In April 2013, I was laid off of my job, a job in which I spend a lot of time looking at Islamist militant propaganda. I immediately began applying for aid jobs in Turkey and in Lebanon, as I was moved by the plight of Syrians fleeing that country, where I used to live. I’m a relatively fluent Arabic speaker and, moreover, had some experience working with refugees before—in, irony of ironies, Syria itself—so I thought I might be able to help somehow. I never got any of those jobs; in fact, I never even got a call or e-mail back. Three months later I was rehired at my old workplace.

A couple of weeks ago, I had drinks with a friend I rarely see, a white(-passing) woman, maybe once a year or so. We were catching up on each other’s lives, and she told me a story that I won’t soon forget. Sometime last year, she was on an aid mission in an internally displaced person’s camp in northern Syria, organized by a Turkish organization. Another worker on the trip was a Turkish black man; she didn’t know what his heritage was, but she was certain that he had lived in Turkey for most or all of his life, and spoke both Turkish and Arabic fluently.

She then told me about how this man, a man who was using his skills and time to help others, was constantly treated with disrespect and disdain from the Syrian IDPs. The most disgusting thing of all that she witnessed, she told me, was that during a round of food aid distribution Syrians refused to accept food that he had touched.

Let that sink in.

Homeless Syrians in camps.

Would-be refugees, were it not for the technical distinction that they had not yet crossed a border.

Refusing food because it was touched by a black man.

Those of you who have known me for a while know that I often complain about my experiences in the Arab world, especially in Syria, which was hands down the worst year of my life.

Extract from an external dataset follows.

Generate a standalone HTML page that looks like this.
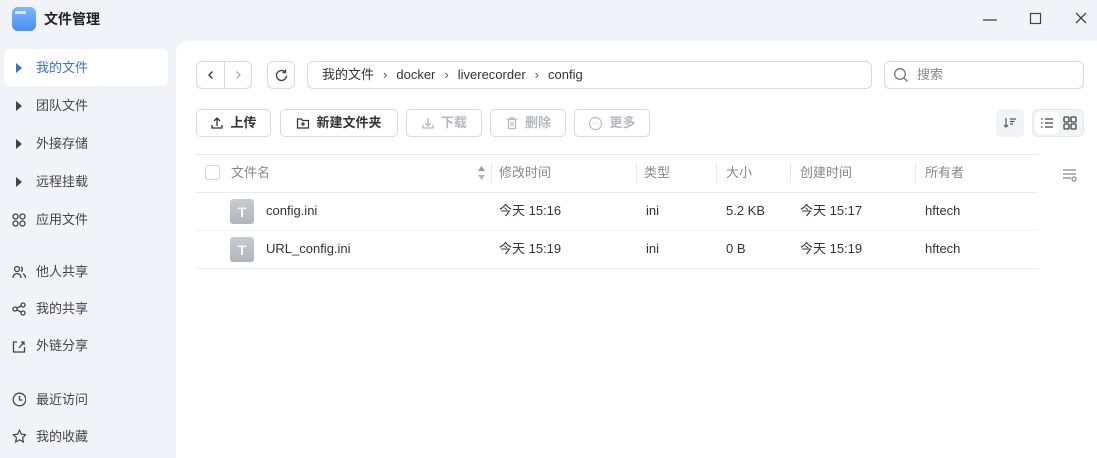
<!DOCTYPE html><html><head><meta charset="utf-8"><style>
*{box-sizing:border-box;margin:0;padding:0}
body{width:1097px;height:458px;background:#f2f3f8;font-family:"Liberation Sans","Noto Sans CJK SC",sans-serif;font-size:13px;line-height:18px;color:#333;position:relative;overflow:hidden}
.a{position:absolute}
.item{position:absolute;left:4px;width:164px;height:37px;display:flex;align-items:center;padding-left:8px;color:#444;font-size:13px}
.item .ic{width:14px;display:inline-flex;justify-content:center;margin-right:10px}
.item.act{background:#fff;border-radius:6px;color:#3a6fd8}
.tri{width:0;height:0;border-top:5px solid transparent;border-bottom:5px solid transparent;border-left:6px solid #444}
.main{left:176px;top:41px;width:921px;height:417px;background:#fff;border-top-left-radius:12px}
.btn{position:absolute;height:28px;border:1px solid #d6dae3;border-radius:5px;display:flex;align-items:center;justify-content:center;font-weight:bold;color:#333;background:#fff;gap:6px}
.btn.dis{color:#b4b9c4}
.hl{position:absolute;left:196px;width:842px;height:1px;background:#e8eaf0}
.th{position:absolute;top:164px;color:#888;font-size:13px;line-height:18px}
.sep{position:absolute;top:163px;width:1px;height:20px;background:#e5e7ec}
.td{position:absolute;font-size:13px;color:#333;line-height:18px}
.fi{position:absolute;left:230px;width:24px;height:25px;border-radius:3px;background:linear-gradient(#c7cbd2,#b1b6be);color:#fff;font-weight:bold;font-size:14px;display:flex;align-items:center;justify-content:center}
</style></head><body>
<div class="a" style="left:12px;top:7px;width:24px;height:24px;border-radius:6px;background:linear-gradient(#7db7ff,#4a8df0)"><div style="position:absolute;left:3px;top:4px;width:11px;height:3px;background:#d6e9ff;border-radius:1px"></div></div>
<div class="a" style="left:44px;top:10px;font-weight:bold;font-size:14px;color:#222">文件管理</div>
<svg class="a" style="left:980px;top:12px" width="20" height="16"><line x1="3" y1="8" x2="17" y2="8" stroke="#444" stroke-width="1.3"/></svg>
<svg class="a" style="left:1026px;top:10px" width="20" height="20"><rect x="4.5" y="3.5" width="10" height="10" fill="none" stroke="#444" stroke-width="1.2"/></svg>
<svg class="a" style="left:1072px;top:10px" width="20" height="20"><path d="M4 3L14 13M14 3L4 13" stroke="#444" stroke-width="1.3"/></svg>

<div class="item act" style="top:49px"><span class="ic"><span class="tri" style="border-left-color:#3a6fd8"></span></span>我的文件</div>
<div class="item" style="top:87px"><span class="ic"><span class="tri"></span></span>团队文件</div>
<div class="item" style="top:125px"><span class="ic"><span class="tri"></span></span>外接存储</div>
<div class="item" style="top:163px"><span class="ic"><span class="tri"></span></span>远程挂载</div>
<div class="item" style="top:201px"><span class="ic"><svg width="14" height="14" fill="none" stroke="#444" stroke-width="1.3"><circle cx="3.5" cy="3.5" r="2.5"/><circle cx="10.5" cy="3.5" r="2.5"/><circle cx="3.5" cy="10.5" r="2.5"/><circle cx="10.5" cy="10.5" r="2.5"/></svg></span>应用文件</div>
<div class="item" style="top:253px"><span class="ic"><svg width="14" height="14" fill="none" stroke="#444" stroke-width="1.3"><circle cx="5" cy="4" r="2.5"/><path d="M1 13c0-3 2-4.5 4-4.5s4 1.5 4 4.5M9 2a2.5 2.5 0 010 4.5M11 9c1.5.5 2.5 2 2.5 4"/></svg></span>他人共享</div>
<div class="item" style="top:290px"><span class="ic"><svg width="14" height="14" fill="none" stroke="#444" stroke-width="1.3"><circle cx="3" cy="7" r="2"/><circle cx="11" cy="3" r="2"/><circle cx="11" cy="11" r="2"/><path d="M5 6l4-2M5 8l4 2"/></svg></span>我的共享</div>
<div class="item" style="top:327px"><span class="ic"><svg width="14" height="14" fill="none" stroke="#444" stroke-width="1.3"><path d="M5 3H1.5v10h11V8M7 9l5-6M9 3h3v3"/></svg></span>外链分享</div>
<div class="item" style="top:381px"><span class="ic"><svg width="15" height="15" fill="none" stroke="#444" stroke-width="1.3"><circle cx="7.5" cy="7.5" r="6.3"/><path d="M7.5 4v4h3"/></svg></span>最近访问</div>
<div class="item" style="top:418px"><span class="ic"><svg width="15" height="15" fill="none" stroke="#444" stroke-width="1.2"><path d="M7.5 1.2l1.9 4 4.3.5-3.2 3 .9 4.3-3.9-2.2-3.9 2.2.9-4.3-3.2-3 4.3-.5z"/></svg></span>我的收藏</div>

<div class="a main"></div>
<div class="a" style="left:196px;top:61px;width:56px;height:28px;border:1px solid #d6dae3;border-radius:6px"><div style="position:absolute;left:27px;top:0;width:1px;height:26px;background:#d6dae3"></div>
<svg style="position:absolute;left:8px;top:7px" width="12" height="12"><path d="M7.5 2.5L4 6l3.5 3.5" fill="none" stroke="#333" stroke-width="1.3"/></svg>
<svg style="position:absolute;left:35px;top:7px" width="12" height="12"><path d="M4.5 2.5L8 6l-3.5 3.5" fill="none" stroke="#aaa" stroke-width="1.3"/></svg></div>
<div class="a" style="left:267px;top:61px;width:28px;height:28px;border:1px solid #d6dae3;border-radius:6px"><svg style="position:absolute;left:6px;top:6px" width="15" height="15" fill="none" stroke="#444" stroke-width="1.4"><path d="M12.5 7.5a5 5 0 11-1.5-3.6"/><path d="M11.5 1.5v3h-3"/></svg></div>
<div class="a" style="left:307px;top:61px;width:565px;height:28px;border:1px solid #d6dae3;border-radius:6px;display:flex;align-items:center;padding-left:14px;color:#333;font-size:13px">我的文件<span style="margin:0 9px;color:#555">›</span>docker<span style="margin:0 9px;color:#555">›</span>liverecorder<span style="margin:0 9px;color:#555">›</span>config</div>
<div class="a" style="left:884px;top:61px;width:200px;height:28px;border:1px solid #d6dae3;border-radius:6px;display:flex;align-items:center;padding-left:8px;color:#888"><svg width="16" height="16" fill="none" stroke="#777" stroke-width="1.3" style="margin-right:8px"><circle cx="7" cy="7" r="5.3"/><path d="M11 11l3.5 3.5"/></svg>搜索</div>

<div class="btn" style="left:196px;top:109px;width:75px"><svg width="14" height="14" fill="none" stroke="#333" stroke-width="1.3"><path d="M7 10V2M4 5l3-3 3 3M2 9v3h10V9"/></svg>上传</div>
<div class="btn" style="left:280px;top:109px;width:118px"><svg width="14" height="14" fill="none" stroke="#333" stroke-width="1.2"><path d="M1.5 3h4l1 1.5h6v7.5h-11z M7 6v4M5 8h4"/></svg>新建文件夹</div>
<div class="btn dis" style="left:406px;top:109px;width:76px"><svg width="14" height="14" fill="none" stroke="#b4b9c4" stroke-width="1.3"><path d="M7 2v8M4 7l3 3 3-3M2 9v3h10V9"/></svg>下载</div>
<div class="btn dis" style="left:490px;top:109px;width:76px"><svg width="14" height="14" fill="none" stroke="#b4b9c4" stroke-width="1.2"><path d="M2 3.5h10M5 3.5V2h4v1.5M3.5 3.5v9h7v-9M6 6v4M8 6v4"/></svg>删除</div>
<div class="btn dis" style="left:574px;top:109px;width:76px"><svg width="15" height="15" fill="none" stroke="#b4b9c4" stroke-width="1.2"><circle cx="7.5" cy="7.5" r="6"/><path d="M5 7.5h.5M7.3 7.5h.5M9.6 7.5h.5" stroke-width="1.5"/></svg>更多</div>
<div class="a" style="left:996px;top:109px;width:28px;height:28px;background:#f2f3f6;border-radius:5px"><svg style="position:absolute;left:7px;top:7px" width="14" height="14" fill="none" stroke="#555" stroke-width="1.2"><path d="M3 2v9M1 9l2 2 2-2M7 3h6M7 5.5h4.5M7 8h3"/></svg></div>
<div class="a" style="left:1032px;top:109px;width:52px;height:28px;background:#f2f3f6;border-radius:6px;border:1px solid #e6e8ee"><div style="position:absolute;left:2px;top:2px;width:24px;height:22px;background:#fff;border-radius:5px"></div>
<svg style="position:absolute;left:7px;top:6px" width="14" height="14" fill="none" stroke="#444" stroke-width="1.3"><path d="M1 3h1.5M1 7h1.5M1 11h1.5M5 3h8M5 7h8M5 11h8"/></svg>
<svg style="position:absolute;left:30px;top:6px" width="14" height="14" fill="none" stroke="#444" stroke-width="1.3"><rect x="1" y="1" width="5" height="5" rx="1"/><rect x="8" y="1" width="5" height="5" rx="1"/><rect x="1" y="8" width="5" height="5" rx="1"/><rect x="8" y="8" width="5" height="5" rx="1"/></svg></div>

<div class="hl" style="top:154px"></div>
<div class="hl" style="top:192px"></div>
<div class="hl" style="top:230px;background:#f0f1f4"></div>
<div class="hl" style="top:268px;background:#f0f1f4"></div>
<div class="a" style="left:205px;top:165px;width:15px;height:15px;border:1px solid #cfd3db;border-radius:3px"></div>
<div class="th" style="left:231px">文件名</div>
<svg class="a" style="left:477px;top:165px" width="9" height="16"><path d="M4.5 1L8 6H1z" fill="#999"/><path d="M4.5 15L8 10H1z" fill="#aab4c8"/></svg>
<div class="sep" style="left:491px"></div><div class="th" style="left:499px">修改时间</div>
<div class="sep" style="left:636px"></div><div class="th" style="left:644px">类型</div>
<div class="sep" style="left:716px"></div><div class="th" style="left:726px">大小</div>
<div class="sep" style="left:790px"></div><div class="th" style="left:800px">创建时间</div>
<div class="sep" style="left:915px"></div><div class="th" style="left:925px">所有者</div>
<svg class="a" style="left:1062px;top:167px" width="16" height="16" fill="none" stroke="#888" stroke-width="1.2"><path d="M1 3h13M1 7h13M1 11h8"/><circle cx="12" cy="12" r="2"/></svg>

<div class="fi" style="top:199px">T</div>
<div class="td" style="left:266px;top:202px">config.ini</div>
<div class="td" style="left:499px;top:202px">今天 15:16</div>
<div class="td" style="left:646px;top:202px">ini</div>
<div class="td" style="left:726px;top:202px">5.2 KB</div>
<div class="td" style="left:800px;top:202px">今天 15:17</div>
<div class="td" style="left:925px;top:202px">hftech</div>
<div class="fi" style="top:237px">T</div>
<div class="td" style="left:266px;top:240px">URL_config.ini</div>
<div class="td" style="left:499px;top:240px">今天 15:19</div>
<div class="td" style="left:646px;top:240px">ini</div>
<div class="td" style="left:726px;top:240px">0 B</div>
<div class="td" style="left:800px;top:240px">今天 15:19</div>
<div class="td" style="left:925px;top:240px">hftech</div>
</body></html>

The most pertinent aspect of my experience in the Middle East has been my blackness. And so, unsurprisingly, my complaints are often met with a certain skepticism or inability to empathize by my white peers who have also spent time in the region. It’s always strangely gratifying and vindicating when a white person opens up to me about having witnessed an act of such egregious racism perpetrated by Arabs; “NOW do you get why I hated it?” I ask. They usually do.

I’m glad I never got those jobs I applied for.

A grim coincidence was that this friend-date I had was on the very same night of the Paris attacks. Over the next few days, my Facebook feed would be inundated with plaintive posts from my super progressive friends, lots of Arabs among them, and media commentary about the “hypocrisy” of Western media coverage of, and sympathy for, Paris, particularly when Beirut had been bombed the previous day.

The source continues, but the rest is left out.